Artist's Statement

Soomin Ham

“Portraits and Windows”, a visual narrative, is a reconstructed work in which past and present coexist, woven together from imagination and forgotten memories.

I was astonished by the tiny B&W photographs that my grandfather made in the 1930s. He was not a professional photographer but he had an artist’s sensibility, and this would have been lost to me if not for the box of photos I found after he was gone.

The images, faded and worn, were alive with a fragile beauty of expression and gesture. Except for a few photos of my grandmother, the portraits were of people I didn’t recognize. But the candid images were haunting and I started to wonder.

I began to alter the images to create the “Portraits” series as visual poems, woven fabric of memory and dreams, to give life again to these lost images. The series was created as reconstructed compositions where past and present coexist and resonate. Final images were printed on Hanji in nine separated prints and glued together on the layered Hanji as a canvas.

The "Windows" series continues this exploration by merging my grandfather’s vision and my own.

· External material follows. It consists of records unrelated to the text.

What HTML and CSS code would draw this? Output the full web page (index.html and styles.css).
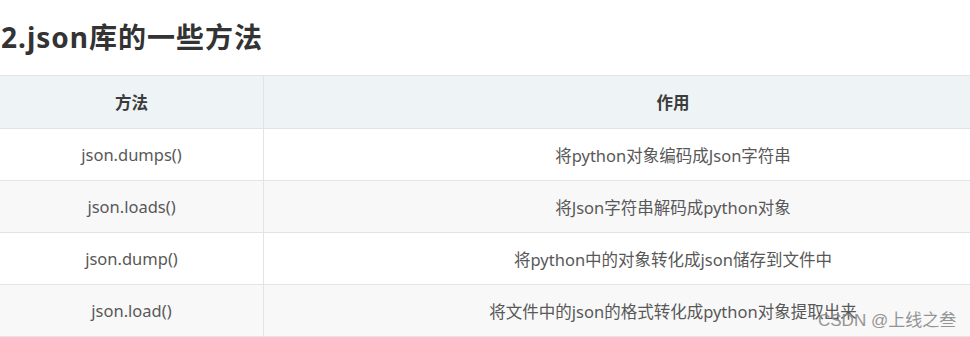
FILE: index.html
```html
<!DOCTYPE html>
<html lang="zh-CN">
<head>
<meta charset="utf-8">
<link rel="stylesheet" href="styles.css">
</head>
<body>
<div class="page">
  <h2 class="title">2.json库的一些方法</h2>
  <table class="methods">
    <thead>
      <tr><th class="col-method">方法</th><th>作用</th></tr>
    </thead>
    <tbody>
      <tr><td>json.dumps()</td><td>将python对象编码成Json字符串</td></tr>
      <tr><td>json.loads()</td><td>将Json字符串解码成python对象</td></tr>
      <tr><td>json.dump()</td><td>将python中的对象转化成json储存到文件中</td></tr>
      <tr><td>json.load()</td><td>将文件中的json的格式转化成python对象提取出来</td></tr>
    </tbody>
  </table>
  <div class="watermark">CSDN @上线之叁</div>
</div>
</body>
</html>
```
FILE: styles.css
```css
html, body {
  margin: 0;
  padding: 0;
  background: #ffffff;
  overflow: hidden;
}
.page {
  position: relative;
  width: 970px;
  height: 337px;
  overflow: hidden;
  font-family: "Noto Sans", "Noto Sans CJK SC", sans-serif;
}
.title {
  margin: 0;
  padding: 19px 0 0 1px;
  height: 36px;
  line-height: 36px;
  font-size: 28px;
  font-weight: 700;
  color: #333333;
  letter-spacing: 1px;
}
.methods {
  margin-top: 20px;
  margin-left: -1px;
  width: 1084px;
  border-collapse: collapse;
  table-layout: fixed;
}
.methods th,
.methods td {
  border: 1px solid #e1e3e4;
  text-align: center;
  height: 51px;
  padding: 0;
  font-size: 16.5px;
}
.methods th {
  background: #eef3f5;
  color: #3b3b3b;
  font-weight: 700;
  height: 52px;
}
.methods td {
  color: #585858;
}
.col-method {
  width: 263px;
}
.methods tbody tr:nth-child(even) td {
  background: #f8f8f8;
}
.methods tbody tr:nth-child(odd) td {
  background: #ffffff;
}
.watermark {
  position: absolute;
  left: 818px;
  top: 306px;
  font-size: 17px;
  color: #8a8a8a;
  opacity: 0.9;
  font-family: "Liberation Sans", "Noto Sans CJK SC", sans-serif;
}
```
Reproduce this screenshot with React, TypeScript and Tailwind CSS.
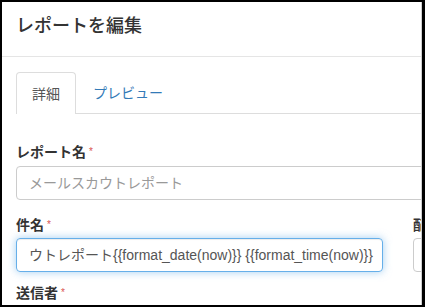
const font = "font-['Liberation_Sans','Noto_Sans_CJK_JP',sans-serif]";

function Req() {
  return <span className="ml-[3px] align-top text-[10px] font-normal text-[#d9534f]">*</span>;
}

export default function App() {
  return (
    <div
      className={`h-[307px] w-[425px] overflow-hidden border-b-2 border-l-2 border-r-[3px] border-t-2 border-black bg-white ${font}`}
    >
      <div className="h-full w-full overflow-hidden border-r border-[#cfcfcf]">
        {/* header */}
        <div className="h-[55px] border-b border-[#e5e5e5] px-[14px] pt-[12px]">
          <h4 className="text-[18px] font-medium leading-[25px] text-[#333]">レポートを編集</h4>
        </div>

        {/* body */}
        <div className="w-[792px] px-[14px] pt-[15px]">
          <div className="flex border-b border-[#ddd] text-sm">
            <div className="-mb-px h-[42px] rounded-t-[4px] border border-b-0 border-[#ddd] bg-white px-[15px] pt-[11px] leading-5 text-[#555]">
              詳細
            </div>
            <div className="ml-[2px] px-[15px] pt-[11px] leading-5 text-[#337ab7]">プレビュー</div>
          </div>

          <div className="mt-[28px] h-5 text-sm font-bold leading-5 text-[#333]">
            レポート名
            <Req />
          </div>
          <div className="mt-[4px] flex h-[34px] items-center rounded-[4px] border border-[#ccc] px-3 text-sm text-[#999]">
            メールスカウトレポート
          </div>

          <div className="mt-[15px] grid grid-cols-2 gap-[30px]">
            <div>
              <div className="h-5 text-sm font-bold leading-5 text-[#333]">
                件名
                <Req />
              </div>
              <div className="mt-[3px] flex h-[34px] items-center overflow-hidden whitespace-nowrap rounded-[4px] border border-[#66afe9] px-3 text-sm text-[#555] shadow-[inset_0_1px_1px_rgba(0,0,0,0.075),0_0_8px_rgba(102,175,233,0.6)]">
                ウトレポート{"{{format_date(now)}} {{format_time(now)}}"}
              </div>
            </div>
            <div>
              <div className="h-5 text-sm font-bold leading-5 text-[#333]">配信</div>
              <div className="mt-[3px] h-[34px] rounded-[4px] border border-[#ccc]" />
            </div>
          </div>

          <div className="mt-[11px] h-5 text-sm font-bold leading-5 text-[#333]">
            送信者
            <Req />
          </div>
        </div>
      </div>
    </div>
  );
}
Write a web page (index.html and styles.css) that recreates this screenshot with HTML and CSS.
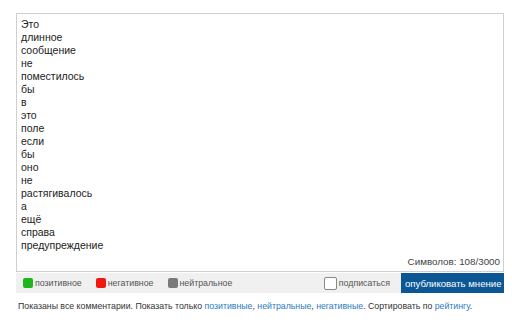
FILE: index.html
```html
<!DOCTYPE html>
<html lang="ru">
<head>
<meta charset="utf-8">
<link rel="stylesheet" href="styles.css">
</head>
<body>
<div class="wrap">
  <div class="field">
    <div class="msg">Это<br>длинное<br>сообщение<br>не<br>поместилось<br>бы<br>в<br>это<br>поле<br>если<br>бы<br>оно<br>не<br>растягивалось<br>а<br>ещё<br>справа<br>предупреждение</div>
    <div class="counter">Символов: 108/3000</div>
  </div>
  <div class="bar">
    <div class="opt"><span class="sq green"></span>позитивное</div>
    <div class="opt"><span class="sq red"></span>негативное</div>
    <div class="opt"><span class="sq gray"></span>нейтральное</div>
    <label class="sub"><span class="cb"></span>подписаться</label>
    <button class="post">опубликовать мнение</button>
  </div>
  <p class="foot">Показаны все комментарии. Показать только <a href="#">позитивные</a>, <a href="#">нейтральные</a>, <a href="#">негативные</a>. Сортировать по <a href="#">рейтингу</a>.</p>
</div>
</body>
</html>
```
FILE: styles.css
```css
html, body { margin: 0; padding: 0; background: #fff; }
body { font-family: "Liberation Sans", Arial, sans-serif; color: #333; }
.wrap { padding: 13px 0 0 16px; width: 488px; }
.field {
  border: 1px solid #cfcfcf;
  box-sizing: border-box;
  height: 259px;
  padding: 4px 4px 0 4px;
  position: relative;
  background: #fff;
}
.msg { font-size: 10.5px; line-height: 13px; color: #222; }
.counter {
  position: absolute; right: 3px; bottom: 4px;
  font-size: 9.8px; color: #444;
}
.bar {
  display: flex; align-items: center;
  background: #f0f0f0;
  height: 20px;
  margin-top: 1px;
  font-size: 8.8px; color: #555;
  padding-left: 7px;
}
.opt { display: flex; align-items: center; margin-right: 14px; }
.sq { width: 10px; height: 10px; border-radius: 2px; margin-right: 2px; display: inline-block; }
.green { background: #1fb51f; }
.red { background: #f0190f; }
.gray { background: #7a7a7a; }
.sub { display: flex; align-items: center; margin-left: auto; margin-right: 11px; }
.cb { width: 11px; height: 11px; border: 1px solid #888; border-radius: 2px; background: #fff; margin-right: 2px; }
.post {
  border: 0; margin: 0;
  background: #0b5796; color: #fff;
  font-family: inherit; font-size: 9.6px;
  height: 20px; padding: 0 4px;
  width: 103px;
  white-space: nowrap;
}
.foot { margin: 8px 0 0 2px; font-size: 8.75px; color: #333; white-space: nowrap; }
.foot a { color: #2a7bc1; text-decoration: none; }
```
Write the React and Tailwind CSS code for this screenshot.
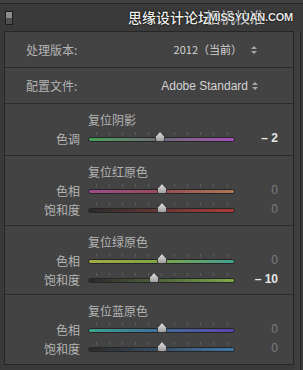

The original faded photographs are recontextualized with fragments from the “Portraits” series suggesting a new narrative transcending the people, place and time originally portrayed.

While exploring the old photographs, I discovered that Gyeongbok Palace, one of the royal palaces in Korea, was the only place where my grandfather and I took pictures in the different time periods. “Once upon a time” series is a collage with multilevel pictures of a palace that I captured in Korea, grounded by my grandfather's photos.

Photography, as a window to place, time and memory, has enabled me to reconnect to my grandfather and to collaborate with him in creating a new poetic narrative.